Set problem - Exclude the pictures and return every line exactly as written.

Data -
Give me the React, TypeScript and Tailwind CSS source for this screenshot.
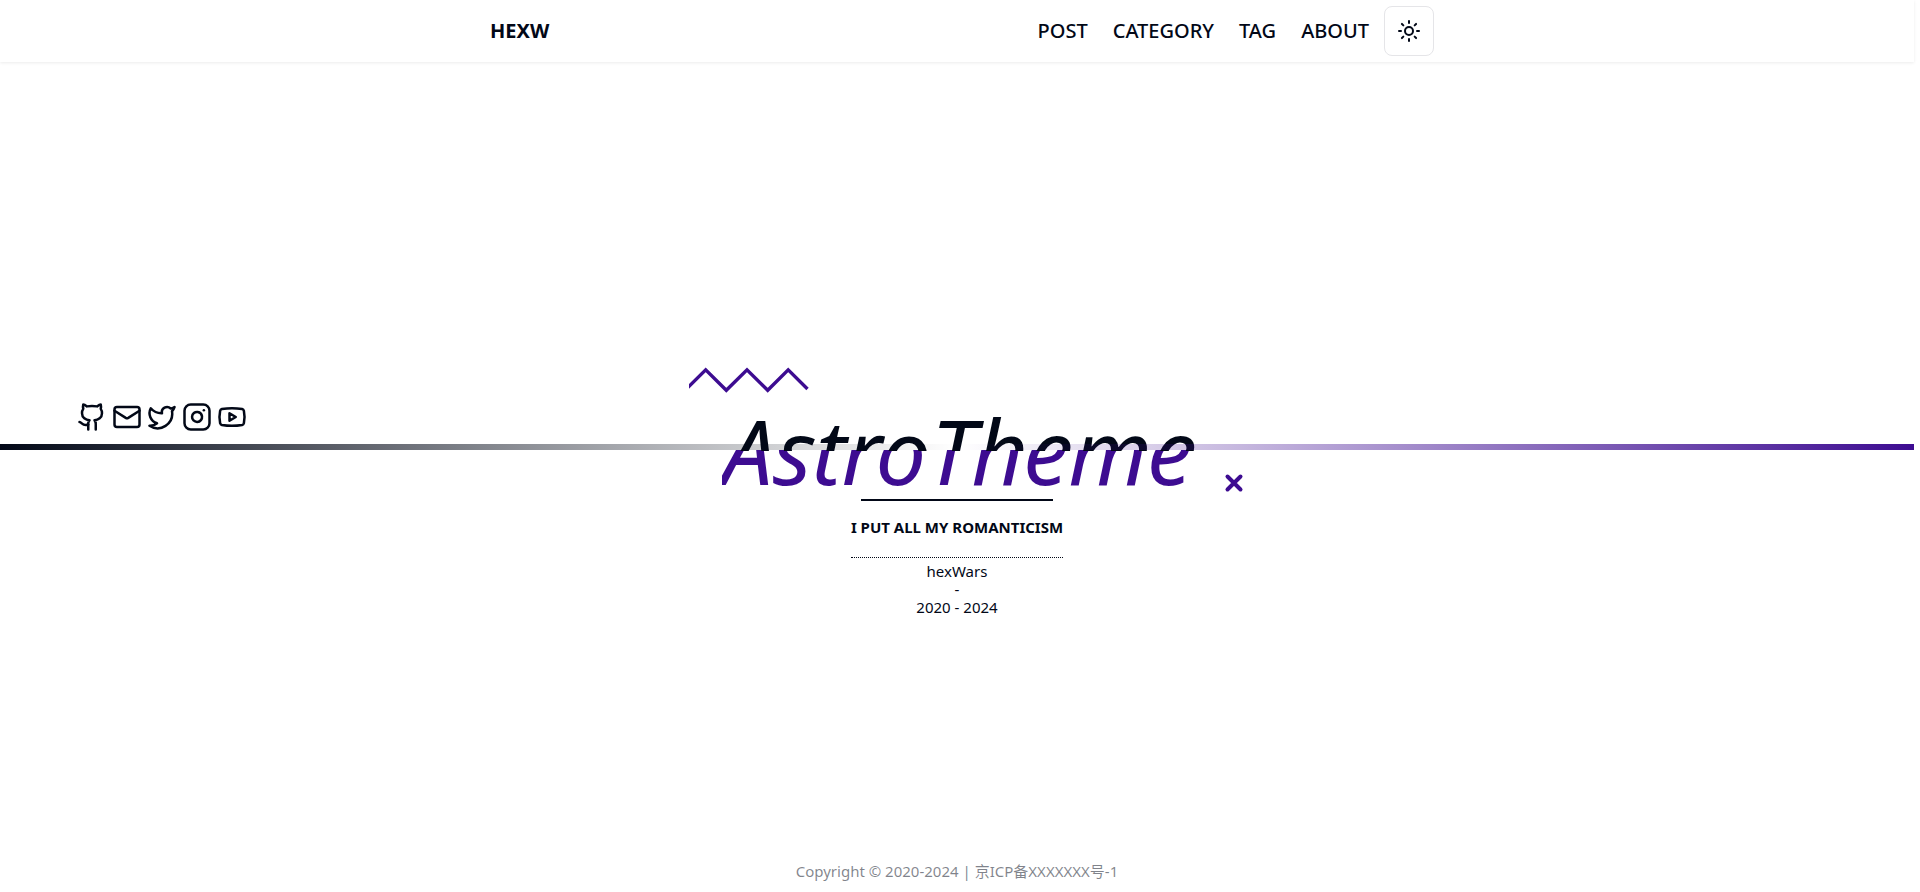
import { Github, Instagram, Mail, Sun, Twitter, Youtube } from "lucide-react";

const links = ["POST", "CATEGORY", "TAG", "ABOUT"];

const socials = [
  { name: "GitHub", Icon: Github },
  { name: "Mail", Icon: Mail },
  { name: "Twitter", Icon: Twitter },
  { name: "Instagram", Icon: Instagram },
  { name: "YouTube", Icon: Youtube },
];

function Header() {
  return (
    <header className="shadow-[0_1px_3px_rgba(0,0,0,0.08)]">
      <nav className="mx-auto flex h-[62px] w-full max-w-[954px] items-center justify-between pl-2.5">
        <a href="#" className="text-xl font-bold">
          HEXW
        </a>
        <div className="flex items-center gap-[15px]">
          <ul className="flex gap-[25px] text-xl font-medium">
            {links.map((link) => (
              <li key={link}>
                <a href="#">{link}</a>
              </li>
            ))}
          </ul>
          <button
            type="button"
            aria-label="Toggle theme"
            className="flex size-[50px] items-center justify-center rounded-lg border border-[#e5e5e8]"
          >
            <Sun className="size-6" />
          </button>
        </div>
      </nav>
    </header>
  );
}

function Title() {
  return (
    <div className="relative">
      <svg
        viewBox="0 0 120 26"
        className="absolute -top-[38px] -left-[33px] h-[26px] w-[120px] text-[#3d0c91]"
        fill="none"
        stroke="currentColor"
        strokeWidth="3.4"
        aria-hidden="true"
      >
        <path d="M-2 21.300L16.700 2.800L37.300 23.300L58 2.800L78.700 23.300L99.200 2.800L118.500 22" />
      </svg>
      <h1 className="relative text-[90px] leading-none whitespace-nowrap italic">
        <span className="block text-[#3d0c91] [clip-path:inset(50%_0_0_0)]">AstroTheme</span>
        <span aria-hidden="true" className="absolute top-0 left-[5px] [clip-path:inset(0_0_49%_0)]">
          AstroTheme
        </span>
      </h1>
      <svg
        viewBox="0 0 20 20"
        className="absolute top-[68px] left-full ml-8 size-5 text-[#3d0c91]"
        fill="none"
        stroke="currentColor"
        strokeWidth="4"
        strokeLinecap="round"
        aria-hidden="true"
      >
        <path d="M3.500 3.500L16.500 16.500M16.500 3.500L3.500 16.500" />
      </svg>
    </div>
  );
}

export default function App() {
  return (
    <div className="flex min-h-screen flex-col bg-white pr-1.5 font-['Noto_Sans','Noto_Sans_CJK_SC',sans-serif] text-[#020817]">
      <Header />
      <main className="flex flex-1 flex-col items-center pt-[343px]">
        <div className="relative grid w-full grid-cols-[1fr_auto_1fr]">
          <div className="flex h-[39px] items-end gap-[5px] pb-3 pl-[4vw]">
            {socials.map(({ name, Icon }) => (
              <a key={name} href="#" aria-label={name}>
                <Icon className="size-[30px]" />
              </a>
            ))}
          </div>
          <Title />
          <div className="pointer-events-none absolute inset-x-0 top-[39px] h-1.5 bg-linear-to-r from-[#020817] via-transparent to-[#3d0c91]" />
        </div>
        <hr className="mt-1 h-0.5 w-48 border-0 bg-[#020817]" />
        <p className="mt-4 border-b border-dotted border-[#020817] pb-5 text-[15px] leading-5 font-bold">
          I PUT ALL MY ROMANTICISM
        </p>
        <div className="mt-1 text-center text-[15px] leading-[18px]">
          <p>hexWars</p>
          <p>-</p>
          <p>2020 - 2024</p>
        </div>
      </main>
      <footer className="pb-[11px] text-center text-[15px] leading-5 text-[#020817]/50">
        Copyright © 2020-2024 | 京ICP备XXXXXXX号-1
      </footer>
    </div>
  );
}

Answer to this problem -
Give me the React, TypeScript and Tailwind CSS source for this screenshot.
import { Github, Instagram, Mail, Sun, Twitter, Youtube } from "lucide-react";

const links = ["POST", "CATEGORY", "TAG", "ABOUT"];

const socials = [
  { name: "GitHub", Icon: Github },
  { name: "Mail", Icon: Mail },
  { name: "Twitter", Icon: Twitter },
  { name: "Instagram", Icon: Instagram },
  { name: "YouTube", Icon: Youtube },
];

function Header() {
  return (
    <header className="shadow-[0_1px_3px_rgba(0,0,0,0.08)]">
      <nav className="mx-auto flex h-[62px] w-full max-w-[954px] items-center justify-between pl-2.5">
        <a href="#" className="text-xl font-bold">
          HEXW
        </a>
        <div className="flex items-center gap-[15px]">
          <ul className="flex gap-[25px] text-xl font-medium">
            {links.map((link) => (
              <li key={link}>
                <a href="#">{link}</a>
              </li>
            ))}
          </ul>
          <button
            type="button"
            aria-label="Toggle theme"
            className="flex size-[50px] items-center justify-center rounded-lg border border-[#e5e5e8]"
          >
            <Sun className="size-6" />
          </button>
        </div>
      </nav>
    </header>
  );
}

function Title() {
  return (
    <div className="relative">
      <svg
        viewBox="0 0 120 26"
        className="absolute -top-[38px] -left-[33px] h-[26px] w-[120px] text-[#3d0c91]"
        fill="none"
        stroke="currentColor"
        strokeWidth="3.4"
        aria-hidden="true"
      >
        <path d="M-2 21.300L16.700 2.800L37.300 23.300L58 2.800L78.700 23.300L99.200 2.800L118.500 22" />
      </svg>
      <h1 className="relative text-[90px] leading-none whitespace-nowrap italic">
        <span className="block text-[#3d0c91] [clip-path:inset(50%_0_0_0)]">AstroTheme</span>
        <span aria-hidden="true" className="absolute top-0 left-[5px] [clip-path:inset(0_0_49%_0)]">
          AstroTheme
        </span>
      </h1>
      <svg
        viewBox="0 0 20 20"
        className="absolute top-[68px] left-full ml-8 size-5 text-[#3d0c91]"
        fill="none"
        stroke="currentColor"
        strokeWidth="4"
        strokeLinecap="round"
        aria-hidden="true"
      >
        <path d="M3.500 3.500L16.500 16.500M16.500 3.500L3.500 16.500" />
      </svg>
    </div>
  );
}

export default function App() {
  return (
    <div className="flex min-h-screen flex-col bg-white pr-1.5 font-['Noto_Sans','Noto_Sans_CJK_SC',sans-serif] text-[#020817]">
      <Header />
      <main className="flex flex-1 flex-col items-center pt-[343px]">
        <div className="relative grid w-full grid-cols-[1fr_auto_1fr]">
          <div className="flex h-[39px] items-end gap-[5px] pb-3 pl-[4vw]">
            {socials.map(({ name, Icon }) => (
              <a key={name} href="#" aria-label={name}>
                <Icon className="size-[30px]" />
              </a>
            ))}
          </div>
          <Title />
          <div className="pointer-events-none absolute inset-x-0 top-[39px] h-1.5 bg-linear-to-r from-[#020817] via-transparent to-[#3d0c91]" />
        </div>
        <hr className="mt-1 h-0.5 w-48 border-0 bg-[#020817]" />
        <p className="mt-4 border-b border-dotted border-[#020817] pb-5 text-[15px] leading-5 font-bold">
          I PUT ALL MY ROMANTICISM
        </p>
        <div className="mt-1 text-center text-[15px] leading-[18px]">
          <p>hexWars</p>
          <p>-</p>
          <p>2020 - 2024</p>
        </div>
      </main>
      <footer className="pb-[11px] text-center text-[15px] leading-5 text-[#020817]/50">
        Copyright © 2020-2024 | 京ICP备XXXXXXX号-1
      </footer>
    </div>
  );
}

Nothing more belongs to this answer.